For many young Christians, the trek toward Christian orthodoxy-and, in some cases, the attraction to its most historical churches-boils down to an encounter with God that defies description. Churches that preach the hard gospel or cling to time-tested teachings may capture the attention of seekers. But often it is the quality of a church's worship experience-and the degree to which it offers mystery and meaning-that makes them stay.
Few worship experiences match the mystery of eucharistic adoration, the traditional Catholic practice of reverencing the consecrated communion wafer that Catholics believe contains the body, blood, soul, and divinity of Jesus Christ. Catholics reared in the days before Vatican II remember devotion to the Eucharist as an integral part of the faith. But for those born after the landmark council-which collided with the social upheaval of the 1960s to trigger drastic changes in the way American Catholics approached worship, religious life, and catechesis-eucharistic adoration is another traditional devotion that few of them experienced as children.
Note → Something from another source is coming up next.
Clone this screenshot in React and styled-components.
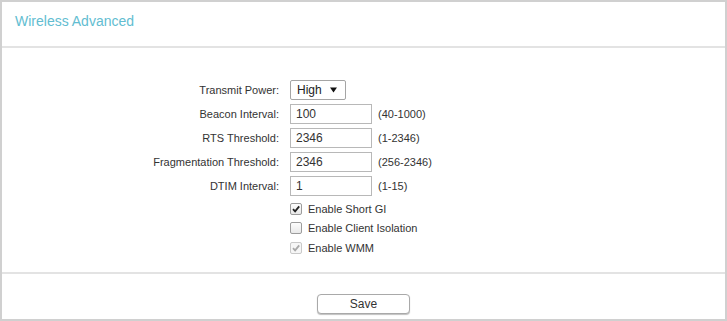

For that reason, and because of the intense spiritual experiences that young adults say they have had as a result of such adoration, the practice has sparked curiosity among many post-Vatican II Catholics, who are promoting it in their parishes and on their college campuses.
At St. Louis University in 2000, Jesuits-in-training Phil Hurley and Christopher Collins, acting independently, introduced eucharistic adoration to students at the Jesuit campus. Collins spearheaded a traditional Friday afternoon service for students that featured long periods of silence, Latin hymns, incense, and solemn Benediction by a priest. Hurley modeled a Monday night Holy Hour after the charismatic adoration services he had experienced at Franciscan University of Steubenville, which blended the traditional devotion with contemporary praise songs, including many evangelical favorites.
Both Holy Hour services soon began attracting regular devotees. The evangelical adoration service on Monday nights drew so many students that the group had to move to a larger meeting space to accommodate the crowd. The campus ministry, which was known for its emphasis on social action, eventually took over organization of the Monday night assembly.
"It's amazingly personal," Hurley said, pulling his hands toward his heart as he recalled his first adoration experience in Steubenville, where hundreds of young Catholics sang praise songs, then knelt in reverence as a priest passed by them holding the monstrance that contained the Eucharist. "It was exactly what I needed."
Hurley and Collins know that many older Catholics associate eucharistic adoration with a rigid imposed piety that they happily discarded after Vatican II. For younger Catholics, though, adoration is unknown-and therefore, exotic and appealing.
"They don't have the baggage," Hurley said, referring to the hundred-plus college students who now flock to the adoration service. Instead, Hurley said, these Catholic young adults experience adoration as he first did: as a mystical encounter with Jesus that solidifies their identity as Catholics.
The phenomenon of eucharistic adoration among the young has spread to campuses across the country. From Harvard University and MIT in Cambridge to Thomas Aquinas College in Santa Paula, California, students in groups large and small have embraced eucharistic spirituality as a way to find serenity and connect with God.
"It's just so peaceful," said Danielle Rose Skorich, a student at the University of Notre Dame who regularly attends student-organized eucharistic adoration at a campus chapel. Adoration's appeal among her peers is part of a larger openness to tradition, Skorich said: "You tend to see traditions as not big enough to hold your idea of faith for modern times. But this stuff was there before-so it is big enough, rich enough."
"If your heart is really in it, if you're just trying to respond in love, the grace just kind of jumps out at you," said Skorich, a bubbly woman with a dazzling smile, a nose ring, and straight brown hair that cascades down her back. "I feel a whole different level of trust in my relationship with God. I see a whole different beauty in the church. I'm just filled with joy in a whole different way."
Skorich said her favorite part of Mass in Notre Dame's Basilica of the Sacred Heart is when the priest holds up the round, white host and says, "This is the Lamb of God, who takes away the sins of the world. Happy are those who are called to his supper." After the congregation answers with the words that mimic those of the centurion in Matthew's Gospel-"Lord, I am not worthy to receive you, but only say the word and I shall be healed"-the priest breaks the host.
"You hear [the breaking of the host] echo in the church," Skorich said. "Then we say, 'We're not worthy to receive you.' Then we go up there and receive it. I feel like we're called to be broken like that: called to love the world as Christ does, in a way that breaks our hearts, in a way that hurts. I feel like it all means something."
After Skorich receives communion, she hears the words "body of Christ" repeated to each subsequent communicant, like a mantra reminding her of Christ's sacrificial love.
"Sometimes I just get so overwhelmed that I have to start crying," Skorich said, her brown eyes shining. "He just gives and gives and gives, over and over. If you begin to contemplate what you're being given, how do you respond to that?"